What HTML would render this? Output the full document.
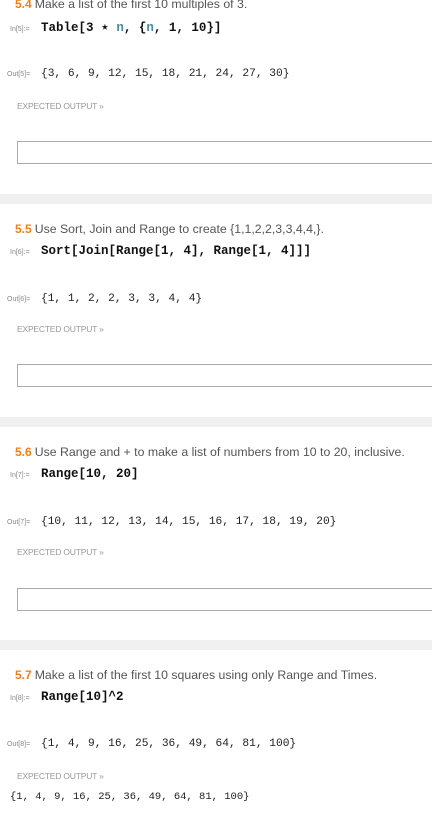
<!DOCTYPE html>
<html><head><style>
*{margin:0;padding:0;box-sizing:border-box}
body{width:432px;height:815px;background:#fff;position:relative;overflow:hidden;font-family:"Liberation Sans",sans-serif}
.a{position:absolute;white-space:nowrap;line-height:16px}
.t{left:15px;font-size:12.3px;color:#555}
.t b{color:#f57f17;font-size:12px;margin-right:3px}
.lab{display:inline-block;font-size:7px;color:#888;font-family:"Liberation Sans",sans-serif}
.in{left:10px}
.in .lab{width:31px}
.in .c{font-family:"Liberation Mono",monospace;font-weight:bold;font-size:12.5px;color:#111}
.out{left:7px}
.out .lab{width:34px}
.out .c{font-family:"Liberation Mono",monospace;font-size:11.2px;color:#222}
.ex{left:17px;font-size:8.5px;color:#999;letter-spacing:-0.2px}
.box{position:absolute;left:17px;width:420px;height:23px;border:1px solid #aaa}
.band{position:absolute;left:0;width:432px;height:10px;background:#f0f0f0}
.n{color:#4a8aa0}
</style></head><body>
<div class="a t" style="top:-4px"><b>5.4</b>Make a list of the first 10 multiples of 3.</div>
<div class="a in" style="top:19px"><span class="lab">In[5]:=</span><span class="c">Table[3 ⋆ <span class="n">n</span>, {<span class="n">n</span>, 1, 10}]</span></div>
<div class="a out" style="top:64px"><span class="lab">Out[5]=</span><span class="c">{3, 6, 9, 12, 15, 18, 21, 24, 27, 30}</span></div>
<div class="a ex" style="top:98px">EXPECTED OUTPUT »</div>
<div class="box" style="top:141px"></div>
<div class="band" style="top:194px"></div>

<div class="a t" style="top:221px"><b>5.5</b>Use Sort, Join and Range to create {1,1,2,2,3,3,4,4,}.</div>
<div class="a in" style="top:242px"><span class="lab">In[6]:=</span><span class="c">Sort[Join[Range[1, 4], Range[1, 4]]]</span></div>
<div class="a out" style="top:289px"><span class="lab">Out[6]=</span><span class="c">{1, 1, 2, 2, 3, 3, 4, 4}</span></div>
<div class="a ex" style="top:321px">EXPECTED OUTPUT »</div>
<div class="box" style="top:364px"></div>
<div class="band" style="top:417px"></div>

<div class="a t" style="top:444px"><b>5.6</b>Use Range and + to make a list of numbers from 10 to 20, inclusive.</div>
<div class="a in" style="top:465px"><span class="lab">In[7]:=</span><span class="c">Range[10, 20]</span></div>
<div class="a out" style="top:512px"><span class="lab">Out[7]=</span><span class="c">{10, 11, 12, 13, 14, 15, 16, 17, 18, 19, 20}</span></div>
<div class="a ex" style="top:544px">EXPECTED OUTPUT »</div>
<div class="box" style="top:588px"></div>
<div class="band" style="top:640px"></div>

<div class="a t" style="top:667px"><b>5.7</b>Make a list of the first 10 squares using only Range and Times.</div>
<div class="a in" style="top:688px"><span class="lab">In[8]:=</span><span class="c">Range[10]^2</span></div>
<div class="a out" style="top:734px"><span class="lab">Out[8]=</span><span class="c">{1, 4, 9, 16, 25, 36, 49, 64, 81, 100}</span></div>
<div class="a ex" style="top:768px">EXPECTED OUTPUT »</div>
<div class="a" style="top:789px;left:10px;font-family:'Liberation Mono',monospace;font-size:10.5px;color:#222">{1, 4, 9, 16, 25, 36, 49, 64, 81, 100}</div>
</body></html>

# # # # #

> **Exercise objective**
Give an exact copy of the material, leaving out every picture.

> **Solution to the problem**
What HTML would render this? Output the full document.
<!DOCTYPE html>
<html><head><style>
*{margin:0;padding:0;box-sizing:border-box}
body{width:432px;height:815px;background:#fff;position:relative;overflow:hidden;font-family:"Liberation Sans",sans-serif}
.a{position:absolute;white-space:nowrap;line-height:16px}
.t{left:15px;font-size:12.3px;color:#555}
.t b{color:#f57f17;font-size:12px;margin-right:3px}
.lab{display:inline-block;font-size:7px;color:#888;font-family:"Liberation Sans",sans-serif}
.in{left:10px}
.in .lab{width:31px}
.in .c{font-family:"Liberation Mono",monospace;font-weight:bold;font-size:12.5px;color:#111}
.out{left:7px}
.out .lab{width:34px}
.out .c{font-family:"Liberation Mono",monospace;font-size:11.2px;color:#222}
.ex{left:17px;font-size:8.5px;color:#999;letter-spacing:-0.2px}
.box{position:absolute;left:17px;width:420px;height:23px;border:1px solid #aaa}
.band{position:absolute;left:0;width:432px;height:10px;background:#f0f0f0}
.n{color:#4a8aa0}
</style></head><body>
<div class="a t" style="top:-4px"><b>5.4</b>Make a list of the first 10 multiples of 3.</div>
<div class="a in" style="top:19px"><span class="lab">In[5]:=</span><span class="c">Table[3 ⋆ <span class="n">n</span>, {<span class="n">n</span>, 1, 10}]</span></div>
<div class="a out" style="top:64px"><span class="lab">Out[5]=</span><span class="c">{3, 6, 9, 12, 15, 18, 21, 24, 27, 30}</span></div>
<div class="a ex" style="top:98px">EXPECTED OUTPUT »</div>
<div class="box" style="top:141px"></div>
<div class="band" style="top:194px"></div>

<div class="a t" style="top:221px"><b>5.5</b>Use Sort, Join and Range to create {1,1,2,2,3,3,4,4,}.</div>
<div class="a in" style="top:242px"><span class="lab">In[6]:=</span><span class="c">Sort[Join[Range[1, 4], Range[1, 4]]]</span></div>
<div class="a out" style="top:289px"><span class="lab">Out[6]=</span><span class="c">{1, 1, 2, 2, 3, 3, 4, 4}</span></div>
<div class="a ex" style="top:321px">EXPECTED OUTPUT »</div>
<div class="box" style="top:364px"></div>
<div class="band" style="top:417px"></div>

<div class="a t" style="top:444px"><b>5.6</b>Use Range and + to make a list of numbers from 10 to 20, inclusive.</div>
<div class="a in" style="top:465px"><span class="lab">In[7]:=</span><span class="c">Range[10, 20]</span></div>
<div class="a out" style="top:512px"><span class="lab">Out[7]=</span><span class="c">{10, 11, 12, 13, 14, 15, 16, 17, 18, 19, 20}</span></div>
<div class="a ex" style="top:544px">EXPECTED OUTPUT »</div>
<div class="box" style="top:588px"></div>
<div class="band" style="top:640px"></div>

<div class="a t" style="top:667px"><b>5.7</b>Make a list of the first 10 squares using only Range and Times.</div>
<div class="a in" style="top:688px"><span class="lab">In[8]:=</span><span class="c">Range[10]^2</span></div>
<div class="a out" style="top:734px"><span class="lab">Out[8]=</span><span class="c">{1, 4, 9, 16, 25, 36, 49, 64, 81, 100}</span></div>
<div class="a ex" style="top:768px">EXPECTED OUTPUT »</div>
<div class="a" style="top:789px;left:10px;font-family:'Liberation Mono',monospace;font-size:10.5px;color:#222">{1, 4, 9, 16, 25, 36, 49, 64, 81, 100}</div>
</body></html>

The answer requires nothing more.